Beatty plays Jay Bulworth, a U.S. senator facing reelection.
He takes payoffs and contributions from all the right people and
ignores all the wrong ones, living the perfect politician's lie with his
wife (Christine Baranski) and teenage daughter. Watching his latest
shiny TV ads, he finally gets sick of it all and arranges to have himself
killed, making sure to bargain with an insurance lobbyist to take out a
$10 million policy on himself. Then he writes a 130-page mission
statement and gets fired from the agency, and only Cuba Gooding Jr.
will stay with him. I may have some of the plot confused at this point,
but bear with me.
At the next morning's campaign stop at a black church in Los
Angeles, Bulworth scraps the scripted speech to field questions from
the audience. Among other things, he tells them the Democratic party
isn't loyal to black voters because they have no financial clout and that
politicians just tell them what they want to hear. Bulworth's top
advisor (Oliver Platt) pulls the fire alarm before he can stick any more
feet in his mouth, and they're off to the next stop, where Bulworth
further insults a group of Jewish filmmakers. It's an interesting
campaign strategy, although not one that's worked for Buchanan or
David Duke.
It's in fleeing from the angry moguls that he acquires his new
posse, a trio of African-American ladies spearheaded by Nina (Halle
Berry). Bulworth spends that night hanging at an inner-city nightclub
where he smokes blunts, dances until dawn, starts rapping casual
conversations and eventually takes his turn at the twin turntables. It all
prepares him for the fundraiser breakfast the next morning, where he
once again scraps his scheduled speech, this time rapping out a new
one that attacks politics and the power structure.
The interesting thing is, after Platt and the other campaign
people freak out, the public laps it all up like a contented kitty cat.
And Bulworth doesn't want to die anymore, so he has to try to get the
hit called off.
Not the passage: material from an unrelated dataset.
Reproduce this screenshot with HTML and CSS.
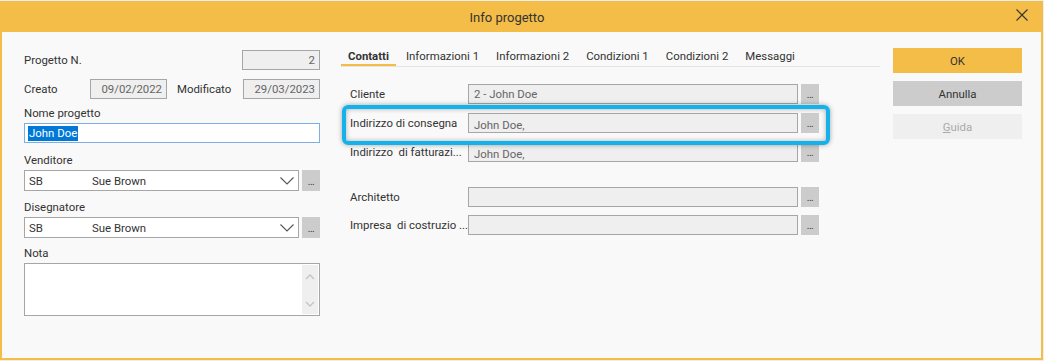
FILE: index.html
```html
<!DOCTYPE html>
<html lang="it">
<head>
<meta charset="utf-8">
<title>Info progetto</title>
<link rel="stylesheet" href="styles.css">
</head>
<body>
<div class="window">
  <div class="titlebar">
    <span class="title">Info progetto</span>
    <span class="close">
      <svg width="12" height="12" viewBox="0 0 12 12"><path d="M0.5 0.5 L11.5 11.5 M11.5 0.5 L0.5 11.5" stroke="#333" stroke-width="1.1" fill="none"/></svg>
    </span>
  </div>
  <div class="content">
    <div class="left">
      <div class="row first">
        <span class="lbl">Progetto N.</span>
        <div class="box num">2</div>
      </div>
      <div class="row second">
        <span class="lbl w66">Creato</span>
        <div class="box date">09/02/2022</div>
        <span class="lbl mod">Modificato</span>
        <div class="box date">29/03/2023</div>
      </div>
      <div class="field f-name">
        <div class="flabel">Nome progetto</div>
        <div class="text-input active"><span class="sel">John Doe</span></div>
      </div>
      <div class="field f-vend">
        <div class="flabel">Venditore</div>
        <div class="combo-row">
          <div class="combo"><span class="code">SB</span><span class="cname">Sue Brown</span>
            <svg class="chev" width="14" height="8" viewBox="0 0 14 8"><path d="M0.5 0.5 L7 7 L13.5 0.5" stroke="#555" stroke-width="1.1" fill="none"/></svg>
          </div>
          <div class="dots">...</div>
        </div>
      </div>
      <div class="field f-dis">
        <div class="flabel">Disegnatore</div>
        <div class="combo-row">
          <div class="combo"><span class="code">SB</span><span class="cname">Sue Brown</span>
            <svg class="chev" width="14" height="8" viewBox="0 0 14 8"><path d="M0.5 0.5 L7 7 L13.5 0.5" stroke="#555" stroke-width="1.1" fill="none"/></svg>
          </div>
          <div class="dots">...</div>
        </div>
      </div>
      <div class="field">
        <div class="flabel">Nota</div>
        <div class="textarea">
          <div class="scroll">
            <svg width="10" height="6" viewBox="0 0 10 6"><path d="M1 5 L5 1 L9 5" stroke="#c4c4c4" stroke-width="1.3" fill="none"/></svg>
            <svg width="10" height="6" viewBox="0 0 10 6"><path d="M1 1 L5 5 L9 1" stroke="#c4c4c4" stroke-width="1.3" fill="none"/></svg>
          </div>
        </div>
      </div>
    </div>

    <div class="middle">
      <div class="tabs">
        <span class="tab active">Contatti</span>
        <span class="tab">Informazioni 1</span>
        <span class="tab">Informazioni 2</span>
        <span class="tab">Condizioni 1</span>
        <span class="tab">Condizioni 2</span>
        <span class="tab">Messaggi</span>
      </div>
      <div class="form">
        <div class="frow"><span class="flbl">Cliente</span><div class="fbox">2 - John Doe</div><div class="dots">...</div></div>
        <div class="frow"><span class="flbl">Indirizzo di consegna</span><div class="fbox low">John Doe,</div><div class="dots">...</div></div>
        <div class="frow"><span class="flbl">Indirizzo&nbsp; di fatturazi...</span><div class="fbox low">John Doe,</div><div class="dots">...</div></div>
        <div class="frow gap"><span class="flbl">Architetto</span><div class="fbox"></div><div class="dots">...</div></div>
        <div class="frow"><span class="flbl">Impresa&nbsp; di costruzio ...</span><div class="fbox"></div><div class="dots">...</div></div>
      </div>
      <div class="highlight"></div>
    </div>

    <div class="buttons">
      <div class="btn ok">OK</div>
      <div class="btn cancel">Annulla</div>
      <div class="btn help"><u>G</u>uida</div>
    </div>
  </div>
</div>
</body>
</html>
```

FILE: styles.css
```css
* { box-sizing: border-box; }
html, body { margin: 0; padding: 0; }
body {
  background: #eeeeee;
  font-family: Roboto, "Liberation Sans", sans-serif;
  font-size: 11.4px;
  color: #333;
}
.window {
  width: 1043px;
  height: 359px;
  background: #f9f9f9;
  border: 2px solid #f4bd48;
  border-top: 0;
  margin-top: 1px;
  display: flex;
  flex-direction: column;
}
.titlebar {
  height: 31px;
  background: #f4bd48;
  position: relative;
  display: flex;
  align-items: center;
  justify-content: center;
  margin: 0 -2px;
  padding-right: 29px;
}
.title { font-size: 13px; color: #333; padding-top: 2px; }
.close { position: absolute; right: 15px; top: 8px; display: flex; }

.content {
  flex: 1;
  display: flex;
  padding: 0 0 0 22px;
}
.left { width: 296px; padding-top: 18px; }
.row { display: flex; align-items: center; height: 20px; margin-bottom: 9px; }
.row.second { margin-bottom: 6px; }
.lbl { flex: 1; }
.lbl.w66 { flex: 0 0 66px; }
.lbl.mod { flex: 0 0 76px; padding-left: 10px; }
.box {
  height: 20px;
  border: 1px solid #a6a6a6;
  background: #efefef;
  color: #666;
  display: flex;
  align-items: center;
  justify-content: flex-end;
  padding-right: 4px;
}
.box.num { width: 78px; }
.box.date { width: 78px; }
.field { margin-bottom: 8px; }
.field.f-name { margin-bottom: 9px; }
.field.f-dis { margin-bottom: 7px; }
.flabel { height: 16px; line-height: 16px; margin-bottom: 2px; }
.text-input {
  height: 20px;
  border: 1px solid #7eaee3;
  background: #fff;
  display: flex;
  align-items: center;
  padding-left: 3px;
}
.sel { background: #0078d7; color: #fff; line-height: 15px; padding: 0 1px; }
.combo-row { display: flex; gap: 3px; }
.combo {
  flex: 1;
  height: 21px;
  border: 1px solid #a6a6a6;
  background: #fff;
  display: flex;
  align-items: center;
  padding-left: 4px;
}
.code { width: 63px; }
.cname { flex: 1; }
.chev { margin-right: 4px; }
.dots {
  width: 18px;
  height: 21px;
  background: #cccccc;
  display: flex;
  align-items: flex-end;
  justify-content: center;
  padding-bottom: 4px;
  font-size: 10px;
  line-height: 10px;
  color: #333;
  letter-spacing: -0.5px;
}
.textarea {
  height: 53px;
  border: 1px solid #a6a6a6;
  background: #fff;
  display: flex;
  justify-content: flex-end;
  padding: 1px;
}
.scroll {
  width: 16px;
  background: #efefef;
  display: flex;
  flex-direction: column;
  align-items: center;
  justify-content: space-between;
  padding: 9px 0 7px;
}

.middle {
  position: relative;
  width: 539px;
  margin-left: 21px;
  padding-top: 16px;
}
.tabs {
  display: flex;
  gap: 3px;
  height: 19px;
  border-bottom: 1px solid #e4e4e4;
}
.tab { padding: 0 7px; line-height: 17px; }
.tab.active { font-weight: bold; border-bottom: 2px solid #f4bd48; }
.form { padding-left: 9px; padding-top: 17px; }
.frow { display: flex; align-items: center; height: 20px; margin-bottom: 9px; }
.frow.gap { margin-top: 25px; margin-bottom: 8px; }
.flbl { width: 118px; white-space: nowrap; overflow: hidden; }
.fbox {
  width: 330px;
  height: 20px;
  border: 1px solid #a6a6a6;
  background: #efefef;
  color: #666;
  display: flex;
  align-items: center;
  padding-left: 5px;
}
.fbox.low { padding-top: 3px; }
.frow .dots { margin-left: 3px; height: 20px; }
.highlight {
  position: absolute;
  left: 1px;
  top: 73px;
  width: 488px;
  height: 40px;
  border: 4px solid #14b2ea;
  border-radius: 6px;
  box-shadow: 0 0 5px rgba(0,0,0,0.35), inset 0 0 5px rgba(0,0,0,0.3);
}

.buttons {
  margin-left: 13px;
  padding-top: 16px;
  width: 129px;
  display: flex;
  flex-direction: column;
  gap: 8px;
}
.btn {
  height: 25px;
  display: flex;
  align-items: center;
  justify-content: center;
}
.btn.ok { background: #f4bd48; }
.btn.cancel { background: #cccccc; }
.btn.help { background: #efefef; color: #aaa; }
.btn.help u { text-decoration-color: #aaa; }
```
This subplot is more convention than innovation, and
distracts from the movie's real message. Fortunately, there's not much
screentime devoted to the assassination plot; instead we see Bulworth
in Nina's neighborhood, dealing with her large family and the local
druglord (Don Cheadle, going from BOOGIE NIGHTS porn star to
drug dealing gangsta).
BULWORTH has a lot of hilarious moments, but there's a
message, and it's not one a lot of people want to hear because it puts
America in a pretty sad state of affairs. I saw this with about six other
white people in a mid-Missouri outlet mall, and most of them didn't
like it. As they were exiting and complaining, the theater manager
actually apologized for the movie for making them think about more
than the usual action-packed thrills and romance. Yet he shows
GODZILLA with a clean conscience. More than anything, that sums up
what is wrong with our country right now.